# PROBLEM
Without including the pictures, copy out every line below.

# SUPPLIED INFORMATION
* * *

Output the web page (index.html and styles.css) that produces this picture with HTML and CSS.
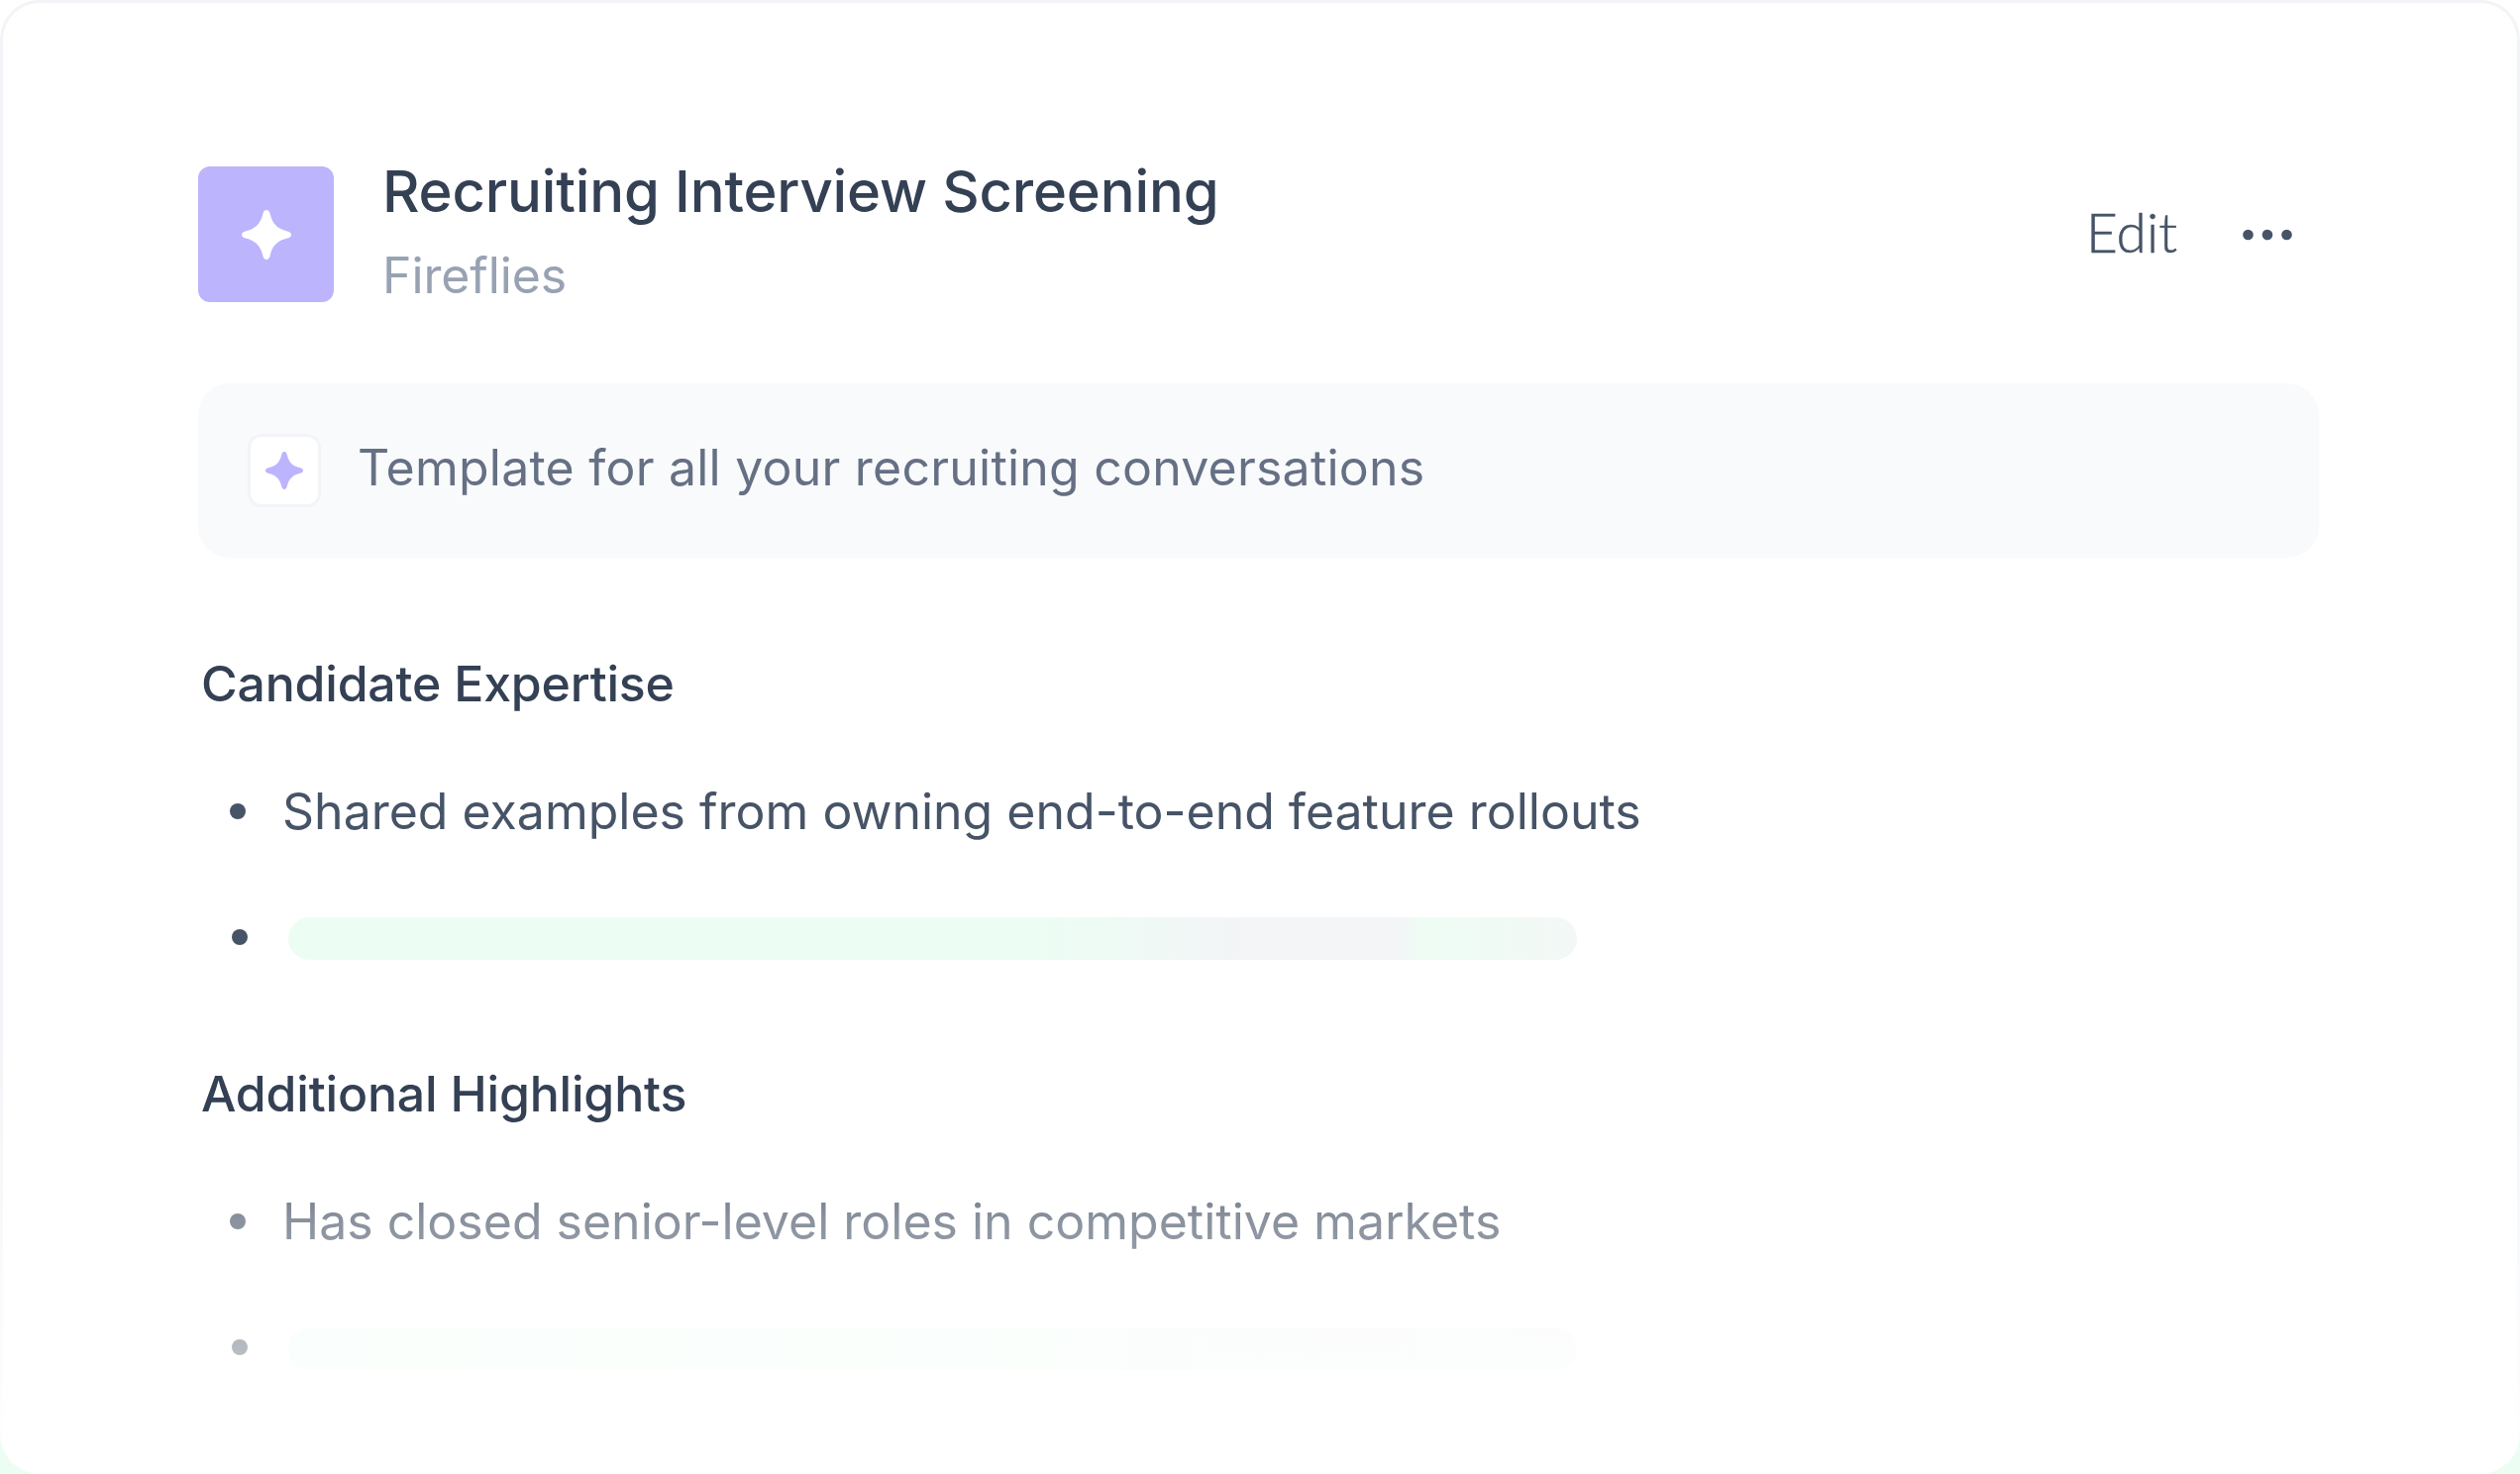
FILE: index.html
```html
<!DOCTYPE html>
<html lang="en">
<head>
<meta charset="utf-8">
<title>Recruiting Interview Screening</title>
<link rel="stylesheet" href="styles.css">
</head>
<body>
<main class="card">
  <header class="header">
    <div class="logo">
      <svg class="star" viewBox="0 0 50 50"><path d="M25 0c2 0 3 1.500 3.600 3.800C31 14 36 19 46.200 21.400 48.500 22 50 23 50 25s-1.500 3-3.800 3.600C36 31 31 36 28.600 46.200 28 48.500 27 50 25 50s-3-1.500-3.600-3.800C19 36 14 31 3.800 28.600 1.500 28 0 27 0 25s1.500-3 3.800-3.600C14 19 19 14 21.400 3.800 22 1.500 23 0 25 0z" fill="#fff"/></svg>
    </div>
    <div class="titles">
      <h1 class="title">Recruiting Interview Screening</h1>
      <p class="subtitle">Fireflies</p>
    </div>
    <div class="actions">
      <span class="edit">Edit</span>
      <svg class="more" viewBox="0 0 50 12"><circle cx="5.500" cy="6" r="5.300" fill="#475467"/><circle cx="25" cy="6" r="5.300" fill="#475467"/><circle cx="44.500" cy="6" r="5.300" fill="#475467"/></svg>
    </div>
  </header>
  <section class="callout">
    <div class="callout-icon">
      <svg class="star-small" viewBox="0 0 50 50"><path d="M25 0c2 0 3 1.500 3.600 3.800C31 14 36 19 46.200 21.400 48.500 22 50 23 50 25s-1.500 3-3.800 3.600C36 31 31 36 28.600 46.200 28 48.500 27 50 25 50s-3-1.500-3.600-3.800C19 36 14 31 3.800 28.600 1.500 28 0 27 0 25s1.500-3 3.800-3.600C14 19 19 14 21.400 3.800 22 1.500 23 0 25 0z" fill="#bdb4fe"/></svg>
    </div>
    <p class="callout-text">Template for all your recruiting conversations</p>
  </section>
  <h2 class="heading heading-first">Candidate Expertise</h2>
  <ul class="list">
    <li class="item"><span class="dot"></span><span class="text">Shared examples from owning end-to-end feature rollouts</span></li>
    <li class="item item-bar"><span class="dot dot-bar"></span><span class="bar"></span></li>
  </ul>
  <h2 class="heading heading-second">Additional Highlights</h2>
  <ul class="list">
    <li class="item"><span class="dot"></span><span class="text">Has closed senior-level roles in competitive markets</span></li>
    <li class="item item-bar"><span class="dot dot-bar"></span><span class="bar bar-faint"></span></li>
  </ul>
  <div class="fade"></div>
</main>
</body>
</html>
```
FILE: styles.css
```css
* { box-sizing: border-box; }
html, body { margin: 0; height: 100%; }
body {
  width: 2544px;
  height: 1488px;
  overflow: hidden;
  background: linear-gradient(180deg, #fff 60%, #ecfdf3 100%);
  font-family: Inter, "Liberation Sans", sans-serif;
}
.card {
  position: relative;
  width: 2544px;
  height: 1488px;
  padding: 165px 200px 0 197px;
  border: 3px solid transparent;
  border-radius: 40px;
  background: linear-gradient(#fff, #fff) padding-box, linear-gradient(180deg, #f2f4f7 70%, #fff 100%) border-box;
  overflow: hidden;
}
.header { display: flex; align-items: center; height: 137px; }
.logo {
  width: 137px;
  height: 137px;
  flex: none;
  display: flex;
  align-items: center;
  justify-content: center;
  background: #bdb4fe;
  border-radius: 12px;
}
.star { width: 50px; height: 50px; }
.titles { margin-left: 49px; flex: 1; }
.title { margin: -10px 0 0; font-size: 58px; font-weight: 500; line-height: 72px; letter-spacing: -.17px; color: #344054; }
.subtitle { margin: 21px 0 0; font-size: 50px; font-weight: 400; line-height: 56px; letter-spacing: -.1px; color: #98a2b3; }
.actions { display: flex; align-items: center; gap: 66px; margin-right: 27px; }
.edit { margin-top: -5px; font-family: Lato, sans-serif; font-size: 55px; font-weight: 300; line-height: 60px; color: #475467; -webkit-text-stroke: .5px #475467; }
.more { width: 50px; height: 12px; }
.callout {
  display: flex;
  align-items: center;
  height: 176px;
  margin-top: 82px;
  padding-left: 50px;
  background: #f9fafb;
  border-radius: 32px;
}
.callout-icon {
  width: 74px;
  height: 74px;
  flex: none;
  display: flex;
  align-items: center;
  justify-content: center;
  background: #fff;
  border: 3px solid #f2f4f7;
  border-radius: 14px;
}
.star-small { width: 38px; height: 38px; }
.callout-text { margin: 0 0 6px 37px; font-size: 50px; line-height: 58px; letter-spacing: .22px; color: #667085; }
.heading { margin: 0 0 0 3px; font-size: 50px; font-weight: 500; line-height: 62px; letter-spacing: -.2px; color: #344054; }
.heading-first { margin-top: 96px; }
.heading-second { margin-top: 104px; }
.list { list-style: none; margin: 0; padding: 0; }
.item { display: flex; align-items: center; height: 60px; margin-top: 68px; }
.item-bar { height: 44px; margin-top: 76px; }
.dot { width: 16px; height: 16px; margin-left: 32px; flex: none; border-radius: 50%; background: #475467; }
.dot-bar { margin-left: 34px; margin-bottom: 2px; }
.text { margin-left: 37px; font-size: 50px; line-height: 60px; color: #475467; }
.bar {
  width: 1301px;
  height: 43px;
  margin-left: 41px;
  border-radius: 22px;
  background: linear-gradient(90deg, #ecfdf3 0%, #ecfdf3 58%, #f3f5f7 74%, #f3f5f7 86%, #eefcf4 88%, #f3f8f6 100%);
}
.bar-faint { opacity: .6; }
.fade {
  position: absolute;
  left: 0;
  right: 0;
  top: 1130px;
  bottom: 0;
  background: linear-gradient(180deg, rgba(255,255,255,0) 0%, rgba(255,255,255,.36) 28%, rgba(255,255,255,.6) 64%, rgba(255,255,255,.8) 100%);
  pointer-events: none;
}
```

* * *

# TASK OUTPUT
Output the web page (index.html and styles.css) that produces this picture with HTML and CSS.
FILE: index.html
```html
<!DOCTYPE html>
<html lang="en">
<head>
<meta charset="utf-8">
<title>Recruiting Interview Screening</title>
<link rel="stylesheet" href="styles.css">
</head>
<body>
<main class="card">
  <header class="header">
    <div class="logo">
      <svg class="star" viewBox="0 0 50 50"><path d="M25 0c2 0 3 1.500 3.600 3.800C31 14 36 19 46.200 21.400 48.500 22 50 23 50 25s-1.500 3-3.800 3.600C36 31 31 36 28.600 46.200 28 48.500 27 50 25 50s-3-1.500-3.600-3.800C19 36 14 31 3.800 28.600 1.500 28 0 27 0 25s1.500-3 3.800-3.600C14 19 19 14 21.400 3.800 22 1.500 23 0 25 0z" fill="#fff"/></svg>
    </div>
    <div class="titles">
      <h1 class="title">Recruiting Interview Screening</h1>
      <p class="subtitle">Fireflies</p>
    </div>
    <div class="actions">
      <span class="edit">Edit</span>
      <svg class="more" viewBox="0 0 50 12"><circle cx="5.500" cy="6" r="5.300" fill="#475467"/><circle cx="25" cy="6" r="5.300" fill="#475467"/><circle cx="44.500" cy="6" r="5.300" fill="#475467"/></svg>
    </div>
  </header>
  <section class="callout">
    <div class="callout-icon">
      <svg class="star-small" viewBox="0 0 50 50"><path d="M25 0c2 0 3 1.500 3.600 3.800C31 14 36 19 46.200 21.400 48.500 22 50 23 50 25s-1.500 3-3.800 3.600C36 31 31 36 28.600 46.200 28 48.500 27 50 25 50s-3-1.500-3.600-3.800C19 36 14 31 3.800 28.600 1.500 28 0 27 0 25s1.500-3 3.800-3.600C14 19 19 14 21.400 3.800 22 1.500 23 0 25 0z" fill="#bdb4fe"/></svg>
    </div>
    <p class="callout-text">Template for all your recruiting conversations</p>
  </section>
  <h2 class="heading heading-first">Candidate Expertise</h2>
  <ul class="list">
    <li class="item"><span class="dot"></span><span class="text">Shared examples from owning end-to-end feature rollouts</span></li>
    <li class="item item-bar"><span class="dot dot-bar"></span><span class="bar"></span></li>
  </ul>
  <h2 class="heading heading-second">Additional Highlights</h2>
  <ul class="list">
    <li class="item"><span class="dot"></span><span class="text">Has closed senior-level roles in competitive markets</span></li>
    <li class="item item-bar"><span class="dot dot-bar"></span><span class="bar bar-faint"></span></li>
  </ul>
  <div class="fade"></div>
</main>
</body>
</html>
```
FILE: styles.css
```css
* { box-sizing: border-box; }
html, body { margin: 0; height: 100%; }
body {
  width: 2544px;
  height: 1488px;
  overflow: hidden;
  background: linear-gradient(180deg, #fff 60%, #ecfdf3 100%);
  font-family: Inter, "Liberation Sans", sans-serif;
}
.card {
  position: relative;
  width: 2544px;
  height: 1488px;
  padding: 165px 200px 0 197px;
  border: 3px solid transparent;
  border-radius: 40px;
  background: linear-gradient(#fff, #fff) padding-box, linear-gradient(180deg, #f2f4f7 70%, #fff 100%) border-box;
  overflow: hidden;
}
.header { display: flex; align-items: center; height: 137px; }
.logo {
  width: 137px;
  height: 137px;
  flex: none;
  display: flex;
  align-items: center;
  justify-content: center;
  background: #bdb4fe;
  border-radius: 12px;
}
.star { width: 50px; height: 50px; }
.titles { margin-left: 49px; flex: 1; }
.title { margin: -10px 0 0; font-size: 58px; font-weight: 500; line-height: 72px; letter-spacing: -.17px; color: #344054; }
.subtitle { margin: 21px 0 0; font-size: 50px; font-weight: 400; line-height: 56px; letter-spacing: -.1px; color: #98a2b3; }
.actions { display: flex; align-items: center; gap: 66px; margin-right: 27px; }
.edit { margin-top: -5px; font-family: Lato, sans-serif; font-size: 55px; font-weight: 300; line-height: 60px; color: #475467; -webkit-text-stroke: .5px #475467; }
.more { width: 50px; height: 12px; }
.callout {
  display: flex;
  align-items: center;
  height: 176px;
  margin-top: 82px;
  padding-left: 50px;
  background: #f9fafb;
  border-radius: 32px;
}
.callout-icon {
  width: 74px;
  height: 74px;
  flex: none;
  display: flex;
  align-items: center;
  justify-content: center;
  background: #fff;
  border: 3px solid #f2f4f7;
  border-radius: 14px;
}
.star-small { width: 38px; height: 38px; }
.callout-text { margin: 0 0 6px 37px; font-size: 50px; line-height: 58px; letter-spacing: .22px; color: #667085; }
.heading { margin: 0 0 0 3px; font-size: 50px; font-weight: 500; line-height: 62px; letter-spacing: -.2px; color: #344054; }
.heading-first { margin-top: 96px; }
.heading-second { margin-top: 104px; }
.list { list-style: none; margin: 0; padding: 0; }
.item { display: flex; align-items: center; height: 60px; margin-top: 68px; }
.item-bar { height: 44px; margin-top: 76px; }
.dot { width: 16px; height: 16px; margin-left: 32px; flex: none; border-radius: 50%; background: #475467; }
.dot-bar { margin-left: 34px; margin-bottom: 2px; }
.text { margin-left: 37px; font-size: 50px; line-height: 60px; color: #475467; }
.bar {
  width: 1301px;
  height: 43px;
  margin-left: 41px;
  border-radius: 22px;
  background: linear-gradient(90deg, #ecfdf3 0%, #ecfdf3 58%, #f3f5f7 74%, #f3f5f7 86%, #eefcf4 88%, #f3f8f6 100%);
}
.bar-faint { opacity: .6; }
.fade {
  position: absolute;
  left: 0;
  right: 0;
  top: 1130px;
  bottom: 0;
  background: linear-gradient(180deg, rgba(255,255,255,0) 0%, rgba(255,255,255,.36) 28%, rgba(255,255,255,.6) 64%, rgba(255,255,255,.8) 100%);
  pointer-events: none;
}
```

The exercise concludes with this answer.